The below graph shows the out-of-sample prediction error plotted vs K
#KNN #Developing the model
scale_iris <- iris
scale_iris[,1:4] <- scale(iris[,1:4])
#Splitting training and test dataset
set.seed(12420328)
index <- sample(1:nrow(scale_iris), nrow(scale_iris)*0.6)
iris_train <- scale_iris[index,]
iris_test <- scale_iris[-index,]
#KNN Model
error <- c()
for (i in 1:20)
{
knn.fit <- knn(train = iris_train[,1:4], test = iris_test[,1:4], cl = as.factor(iris_train$Species), k = i)

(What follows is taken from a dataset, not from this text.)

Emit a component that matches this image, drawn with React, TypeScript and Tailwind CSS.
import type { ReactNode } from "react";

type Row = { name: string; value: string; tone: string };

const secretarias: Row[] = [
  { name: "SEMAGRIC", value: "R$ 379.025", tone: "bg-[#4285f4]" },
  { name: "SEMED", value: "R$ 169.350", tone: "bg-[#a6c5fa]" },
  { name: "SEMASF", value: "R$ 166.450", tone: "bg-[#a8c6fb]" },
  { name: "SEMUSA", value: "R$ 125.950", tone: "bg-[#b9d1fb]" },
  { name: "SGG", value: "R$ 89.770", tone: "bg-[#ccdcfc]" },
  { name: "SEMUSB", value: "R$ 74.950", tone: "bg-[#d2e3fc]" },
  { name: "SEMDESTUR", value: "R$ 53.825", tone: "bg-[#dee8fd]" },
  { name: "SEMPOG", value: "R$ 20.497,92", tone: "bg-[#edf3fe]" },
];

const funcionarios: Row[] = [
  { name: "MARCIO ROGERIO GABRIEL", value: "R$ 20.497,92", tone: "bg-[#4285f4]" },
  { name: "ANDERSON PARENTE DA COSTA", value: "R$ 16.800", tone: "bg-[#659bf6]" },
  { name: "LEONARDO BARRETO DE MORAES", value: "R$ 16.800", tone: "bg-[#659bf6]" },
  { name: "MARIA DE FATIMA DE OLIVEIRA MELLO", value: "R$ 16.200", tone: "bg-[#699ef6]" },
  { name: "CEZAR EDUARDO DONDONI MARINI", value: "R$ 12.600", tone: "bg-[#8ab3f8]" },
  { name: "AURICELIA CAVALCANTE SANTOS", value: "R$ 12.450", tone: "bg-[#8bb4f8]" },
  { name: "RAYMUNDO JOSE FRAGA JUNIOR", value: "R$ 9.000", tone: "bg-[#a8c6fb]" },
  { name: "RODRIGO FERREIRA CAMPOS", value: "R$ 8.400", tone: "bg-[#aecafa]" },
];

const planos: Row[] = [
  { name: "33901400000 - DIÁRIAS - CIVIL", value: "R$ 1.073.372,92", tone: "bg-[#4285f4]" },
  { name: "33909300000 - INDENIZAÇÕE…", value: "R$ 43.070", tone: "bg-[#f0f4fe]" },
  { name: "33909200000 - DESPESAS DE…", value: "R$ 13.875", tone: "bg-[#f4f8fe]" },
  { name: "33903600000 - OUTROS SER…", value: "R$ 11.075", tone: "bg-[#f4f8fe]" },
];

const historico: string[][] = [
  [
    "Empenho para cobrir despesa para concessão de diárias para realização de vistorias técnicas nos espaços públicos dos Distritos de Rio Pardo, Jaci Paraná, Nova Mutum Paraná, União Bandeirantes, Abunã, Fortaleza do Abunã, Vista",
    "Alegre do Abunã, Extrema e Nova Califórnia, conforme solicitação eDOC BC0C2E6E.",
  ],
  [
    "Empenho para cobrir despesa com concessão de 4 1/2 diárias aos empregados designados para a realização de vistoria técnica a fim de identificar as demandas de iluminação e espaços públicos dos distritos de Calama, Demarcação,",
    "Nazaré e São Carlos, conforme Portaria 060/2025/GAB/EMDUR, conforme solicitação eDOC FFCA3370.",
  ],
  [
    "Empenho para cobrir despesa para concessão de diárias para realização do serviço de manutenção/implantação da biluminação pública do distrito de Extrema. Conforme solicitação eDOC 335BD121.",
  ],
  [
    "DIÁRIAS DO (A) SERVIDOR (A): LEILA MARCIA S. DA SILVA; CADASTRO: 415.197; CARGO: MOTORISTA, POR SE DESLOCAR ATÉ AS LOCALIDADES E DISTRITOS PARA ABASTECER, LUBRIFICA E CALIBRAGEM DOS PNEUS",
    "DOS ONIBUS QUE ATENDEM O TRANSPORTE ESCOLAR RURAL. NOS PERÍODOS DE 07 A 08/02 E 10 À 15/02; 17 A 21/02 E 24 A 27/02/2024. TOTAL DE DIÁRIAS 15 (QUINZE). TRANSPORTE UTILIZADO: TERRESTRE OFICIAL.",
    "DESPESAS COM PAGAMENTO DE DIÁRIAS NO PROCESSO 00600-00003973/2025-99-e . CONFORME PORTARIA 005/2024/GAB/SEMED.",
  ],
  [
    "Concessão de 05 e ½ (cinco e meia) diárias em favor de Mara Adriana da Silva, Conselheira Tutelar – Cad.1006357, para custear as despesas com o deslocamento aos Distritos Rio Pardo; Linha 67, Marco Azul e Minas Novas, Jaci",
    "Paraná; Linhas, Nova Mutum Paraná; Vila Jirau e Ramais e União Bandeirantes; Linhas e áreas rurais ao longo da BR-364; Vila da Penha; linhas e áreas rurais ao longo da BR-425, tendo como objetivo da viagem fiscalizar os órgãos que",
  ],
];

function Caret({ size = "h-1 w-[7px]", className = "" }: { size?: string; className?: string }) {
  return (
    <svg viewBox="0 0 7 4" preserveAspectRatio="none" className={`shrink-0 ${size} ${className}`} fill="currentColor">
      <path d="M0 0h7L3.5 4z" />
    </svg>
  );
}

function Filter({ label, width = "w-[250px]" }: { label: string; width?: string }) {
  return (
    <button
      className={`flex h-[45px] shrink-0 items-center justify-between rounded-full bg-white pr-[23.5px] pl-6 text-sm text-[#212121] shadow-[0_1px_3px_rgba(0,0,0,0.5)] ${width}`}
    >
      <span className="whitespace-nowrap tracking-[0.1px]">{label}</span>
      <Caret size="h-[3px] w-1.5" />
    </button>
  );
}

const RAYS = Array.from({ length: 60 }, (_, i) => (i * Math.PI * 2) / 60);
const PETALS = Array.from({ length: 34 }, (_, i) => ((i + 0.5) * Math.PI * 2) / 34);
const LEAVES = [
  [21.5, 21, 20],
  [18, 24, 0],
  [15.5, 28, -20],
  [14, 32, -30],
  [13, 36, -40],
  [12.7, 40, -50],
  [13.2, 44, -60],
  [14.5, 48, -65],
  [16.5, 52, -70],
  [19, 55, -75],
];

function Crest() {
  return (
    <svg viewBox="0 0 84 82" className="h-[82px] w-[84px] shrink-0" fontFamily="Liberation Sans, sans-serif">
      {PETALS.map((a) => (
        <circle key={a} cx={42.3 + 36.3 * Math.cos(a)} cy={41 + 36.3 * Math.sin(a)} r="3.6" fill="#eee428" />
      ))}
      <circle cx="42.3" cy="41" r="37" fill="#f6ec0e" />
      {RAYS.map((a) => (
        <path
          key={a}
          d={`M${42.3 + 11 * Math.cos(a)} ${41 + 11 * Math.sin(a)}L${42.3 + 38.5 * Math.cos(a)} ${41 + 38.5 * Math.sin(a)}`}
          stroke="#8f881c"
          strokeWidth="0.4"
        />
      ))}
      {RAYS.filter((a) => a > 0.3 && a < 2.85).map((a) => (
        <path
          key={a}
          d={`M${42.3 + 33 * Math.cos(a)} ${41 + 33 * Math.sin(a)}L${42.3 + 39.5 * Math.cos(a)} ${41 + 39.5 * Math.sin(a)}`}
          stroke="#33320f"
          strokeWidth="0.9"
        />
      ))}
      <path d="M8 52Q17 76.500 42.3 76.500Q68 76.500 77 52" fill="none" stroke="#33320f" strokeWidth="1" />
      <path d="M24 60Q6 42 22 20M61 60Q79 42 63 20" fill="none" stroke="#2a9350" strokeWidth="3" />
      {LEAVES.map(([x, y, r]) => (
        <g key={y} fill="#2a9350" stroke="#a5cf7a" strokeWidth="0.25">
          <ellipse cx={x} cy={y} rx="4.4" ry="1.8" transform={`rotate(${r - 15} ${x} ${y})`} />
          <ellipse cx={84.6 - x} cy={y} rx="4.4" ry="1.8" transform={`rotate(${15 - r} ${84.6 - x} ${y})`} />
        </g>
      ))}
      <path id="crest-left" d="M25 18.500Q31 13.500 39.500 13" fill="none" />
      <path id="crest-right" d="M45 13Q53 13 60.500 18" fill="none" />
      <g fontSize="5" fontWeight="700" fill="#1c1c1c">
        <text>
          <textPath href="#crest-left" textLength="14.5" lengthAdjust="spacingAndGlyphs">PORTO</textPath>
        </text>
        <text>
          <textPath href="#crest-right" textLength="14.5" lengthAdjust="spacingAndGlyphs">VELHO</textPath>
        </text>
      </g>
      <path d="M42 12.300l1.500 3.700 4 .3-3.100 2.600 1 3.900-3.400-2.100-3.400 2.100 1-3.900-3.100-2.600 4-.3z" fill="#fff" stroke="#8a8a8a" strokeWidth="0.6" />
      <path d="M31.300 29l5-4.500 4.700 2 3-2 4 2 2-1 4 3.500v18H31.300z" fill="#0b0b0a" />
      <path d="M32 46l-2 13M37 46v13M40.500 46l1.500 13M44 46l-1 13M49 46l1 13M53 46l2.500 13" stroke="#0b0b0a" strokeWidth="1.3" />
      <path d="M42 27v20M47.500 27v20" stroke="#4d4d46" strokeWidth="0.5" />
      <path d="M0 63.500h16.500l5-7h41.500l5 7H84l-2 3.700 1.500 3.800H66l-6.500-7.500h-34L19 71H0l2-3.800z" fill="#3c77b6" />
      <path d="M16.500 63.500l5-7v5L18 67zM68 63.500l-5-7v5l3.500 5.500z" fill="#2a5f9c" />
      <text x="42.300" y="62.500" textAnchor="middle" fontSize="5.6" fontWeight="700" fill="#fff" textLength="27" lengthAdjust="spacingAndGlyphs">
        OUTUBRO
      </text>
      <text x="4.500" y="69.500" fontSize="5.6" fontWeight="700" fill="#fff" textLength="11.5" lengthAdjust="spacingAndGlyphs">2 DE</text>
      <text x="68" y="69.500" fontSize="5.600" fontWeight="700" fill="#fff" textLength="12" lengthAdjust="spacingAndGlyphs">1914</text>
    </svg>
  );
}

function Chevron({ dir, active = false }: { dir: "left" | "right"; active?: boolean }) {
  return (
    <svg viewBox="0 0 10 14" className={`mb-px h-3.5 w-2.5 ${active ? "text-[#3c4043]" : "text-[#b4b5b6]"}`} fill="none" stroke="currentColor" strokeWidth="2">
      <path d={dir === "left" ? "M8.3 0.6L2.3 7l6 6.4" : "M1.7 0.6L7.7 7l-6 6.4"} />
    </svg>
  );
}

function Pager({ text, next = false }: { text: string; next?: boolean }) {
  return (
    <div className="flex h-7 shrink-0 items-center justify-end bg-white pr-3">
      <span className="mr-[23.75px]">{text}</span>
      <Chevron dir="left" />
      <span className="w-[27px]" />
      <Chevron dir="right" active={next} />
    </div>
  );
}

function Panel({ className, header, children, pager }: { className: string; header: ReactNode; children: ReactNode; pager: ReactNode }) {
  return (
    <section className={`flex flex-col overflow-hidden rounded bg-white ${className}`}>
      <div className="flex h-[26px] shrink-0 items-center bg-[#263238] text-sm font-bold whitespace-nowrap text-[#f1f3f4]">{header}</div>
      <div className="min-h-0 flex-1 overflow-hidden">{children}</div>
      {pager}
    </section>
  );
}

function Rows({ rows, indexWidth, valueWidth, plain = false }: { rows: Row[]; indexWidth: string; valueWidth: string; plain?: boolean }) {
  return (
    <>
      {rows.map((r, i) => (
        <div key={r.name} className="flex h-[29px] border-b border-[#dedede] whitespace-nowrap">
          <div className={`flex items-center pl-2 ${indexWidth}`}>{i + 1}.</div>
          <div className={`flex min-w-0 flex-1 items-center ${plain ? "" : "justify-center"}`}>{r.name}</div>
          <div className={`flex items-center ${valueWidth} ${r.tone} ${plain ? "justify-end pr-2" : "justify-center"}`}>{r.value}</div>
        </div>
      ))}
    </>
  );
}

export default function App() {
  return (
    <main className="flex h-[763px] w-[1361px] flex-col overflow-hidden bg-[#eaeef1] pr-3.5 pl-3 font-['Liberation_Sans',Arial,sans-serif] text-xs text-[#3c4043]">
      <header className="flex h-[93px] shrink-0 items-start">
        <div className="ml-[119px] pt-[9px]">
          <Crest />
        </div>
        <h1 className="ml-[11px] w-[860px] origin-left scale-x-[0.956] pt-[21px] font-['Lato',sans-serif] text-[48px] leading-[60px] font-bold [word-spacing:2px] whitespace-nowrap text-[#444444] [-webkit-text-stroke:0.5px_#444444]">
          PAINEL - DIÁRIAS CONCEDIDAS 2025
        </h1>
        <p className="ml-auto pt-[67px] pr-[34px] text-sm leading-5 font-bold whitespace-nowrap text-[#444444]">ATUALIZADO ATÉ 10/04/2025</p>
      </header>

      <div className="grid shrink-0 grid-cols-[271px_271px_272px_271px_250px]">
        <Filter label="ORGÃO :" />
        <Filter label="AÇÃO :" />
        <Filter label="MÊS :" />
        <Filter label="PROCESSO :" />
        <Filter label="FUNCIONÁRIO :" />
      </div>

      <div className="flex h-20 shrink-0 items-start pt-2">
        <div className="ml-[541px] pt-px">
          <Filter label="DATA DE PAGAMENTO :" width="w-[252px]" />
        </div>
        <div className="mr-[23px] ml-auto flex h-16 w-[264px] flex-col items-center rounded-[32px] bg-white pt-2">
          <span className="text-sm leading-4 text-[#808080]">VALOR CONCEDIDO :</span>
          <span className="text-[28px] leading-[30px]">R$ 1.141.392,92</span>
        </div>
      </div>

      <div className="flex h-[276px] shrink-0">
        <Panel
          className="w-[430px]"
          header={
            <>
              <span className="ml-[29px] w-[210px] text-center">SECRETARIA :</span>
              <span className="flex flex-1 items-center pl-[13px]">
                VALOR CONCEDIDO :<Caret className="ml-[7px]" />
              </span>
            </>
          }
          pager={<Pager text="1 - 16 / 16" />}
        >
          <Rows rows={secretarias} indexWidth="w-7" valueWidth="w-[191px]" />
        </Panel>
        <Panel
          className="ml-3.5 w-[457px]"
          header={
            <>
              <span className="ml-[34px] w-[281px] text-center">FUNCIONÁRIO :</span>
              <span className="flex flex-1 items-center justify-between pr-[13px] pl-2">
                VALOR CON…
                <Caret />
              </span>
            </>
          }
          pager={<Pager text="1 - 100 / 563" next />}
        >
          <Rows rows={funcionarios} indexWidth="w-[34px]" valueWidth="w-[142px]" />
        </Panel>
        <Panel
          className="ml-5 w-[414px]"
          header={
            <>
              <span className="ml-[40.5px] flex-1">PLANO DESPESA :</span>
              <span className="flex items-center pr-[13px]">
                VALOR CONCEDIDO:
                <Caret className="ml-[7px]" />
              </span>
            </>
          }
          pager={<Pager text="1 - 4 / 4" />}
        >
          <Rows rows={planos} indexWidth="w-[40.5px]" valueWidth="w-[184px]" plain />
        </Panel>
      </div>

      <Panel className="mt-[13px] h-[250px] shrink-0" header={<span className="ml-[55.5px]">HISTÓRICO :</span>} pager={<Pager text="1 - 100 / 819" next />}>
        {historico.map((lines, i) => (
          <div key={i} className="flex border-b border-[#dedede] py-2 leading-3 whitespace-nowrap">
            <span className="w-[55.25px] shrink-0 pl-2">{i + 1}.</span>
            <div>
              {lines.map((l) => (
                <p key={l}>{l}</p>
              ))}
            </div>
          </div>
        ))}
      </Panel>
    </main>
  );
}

error[i] = 1- mean(knn.fit == iris_test$Species)
}
ggplot(data = data.frame(error), aes(x = 1:20, y = error)) +
geom_line(color = "Blue") +
ggtitle("Error Rate vs K") +
labs( y = "Error", x = "K")
which.min(error)
## [1] 14
#
From the plot above, we can see that the minimum out-of-sample prediction error is observed with K = 14 and K = 15. As we would prefer a less complex model for similar prediction errors thus, we decided to choose K = 15 for the final model. The final model with K = 15 has an out-of-sample error of 1.7% and thus, a prediction accuracy of 98.3%.